Muntadhar al-Zaidi might be most famous for his shoes.

In 2008, the Iraqi journalist attended a Baghdad news conference with George W. Bush. The then-president was there to tout the successes of the U.S. invasion.

Zaidi was not having it. In quick succession, he chucked his two shoes at the president's head, shouting: “This is a goodbye kiss from the Iraqi people, dog. This is from the widows, the orphans and those who were killed in Iraq.”

Guards tackled him to the ground, and Zaidi was sentenced to three years in prison. (He ended up serving nine months and then moved to Beirut.)

Zaidi's protest has made him famous in the Arab world. The Baydan Shoe factory, which manufactured the shoes thrown at Bush, renamed the model the “ByeBye Bush” shoe. The shoe was even briefly honored with a bronze statue at an Iraqi orphanage.

Now, the 39-year-old is running for a seat in the Iraqi parliament.

Zaidi likely will not win — he is running with a fringe party — but he is putting up a good fight. His shoe toss is central to his platform. His campaign's Facebook page includes a prominent clip of the incident. “As you know me from a long time ago, I will be supporting the oppressed people and be against oppressors,” he told supporters in an online video. He also promised to “sweep away” corruption and “prosecute those who steal Iraqi money.”

Zaidi only recently returned to Iraq from Beirut and Europe, where he has lived since he was released from prison. At the time, he told reporters he had suffered beatings, whippings, electric shocks and simulated drownings while in custody. “I am free again, but my homeland is still a prison,” he said then.

Muntadhar al-Zaidi is kissed on the cheek by his uncle as he arrives at the Iraqi al-Baghdadia studios in Baghdad on Sept. 15, 2009, after his release from prison. (Ahmad al-Rubaye/AFP/Getty Images)

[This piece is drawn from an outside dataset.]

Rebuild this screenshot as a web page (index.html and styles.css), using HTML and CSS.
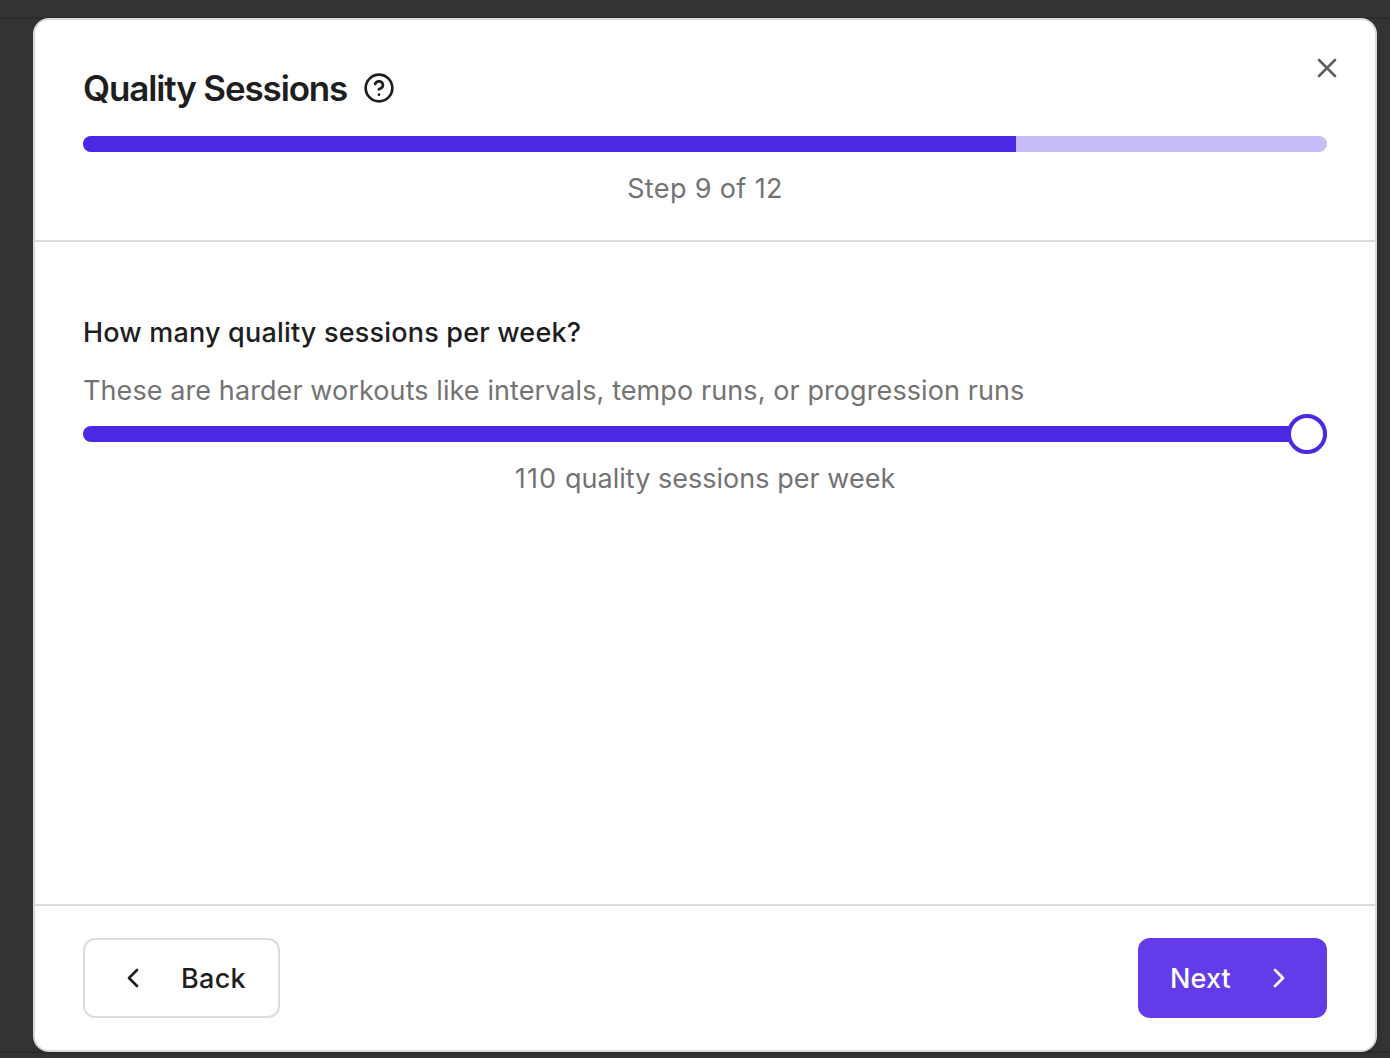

In an op-ed piece from 2009, he wrote about his political activism this way:

“I am not a hero. But I have a point of view. I have a stance. It humiliated me to see my country humiliated; and to see my Baghdad burned, my people killed. Thousands of tragic pictures remained in my head, pushing me toward the path of confrontation. The scandal of Abu Ghraib. The massacre of Falluja, Najaf, Haditha, Sadr City, Basra, Diyala, Mosul, Tal Afar, and every inch of our wounded land. I travelled through my burning land and saw with my own eyes the pain of the victims, and heard with my own ears the screams of the orphans and the bereaved. And a feeling of shame haunted me like an ugly name because I was powerless.”

Those horrors are still on his mind. Someday, he told reporters, he would like to run the country. His goal? Holding the United States accountable.

Iraqi officials share a laugh as they unveil, in Tikrit, Iraq, on Jan. 27, 2009, a bronze shoe monument representing the one thrown by Iraqi journalist Muntadhar al-Zaidi at President George W. Bush. (Mahmud Saleh/AFP/Getty Images)

“I don't have any issue with America or Americans. My only issue is with the former president George W. Bush. He occupied my country, and he killed my people,” Zaidi told CNN. “If I become the prime minister of Iraq or the president, then the first thing I will do is to ask the United States of America to officially apologize to all Iraqis, to compensate the victims and hold former president George W. Bush accountable.”

Iraq's parliamentary elections will be held May 12. They will be the country's first elections since the Iraqi government declared victory against the Islamic State. According to the BBC, 24 million people are eligible to vote.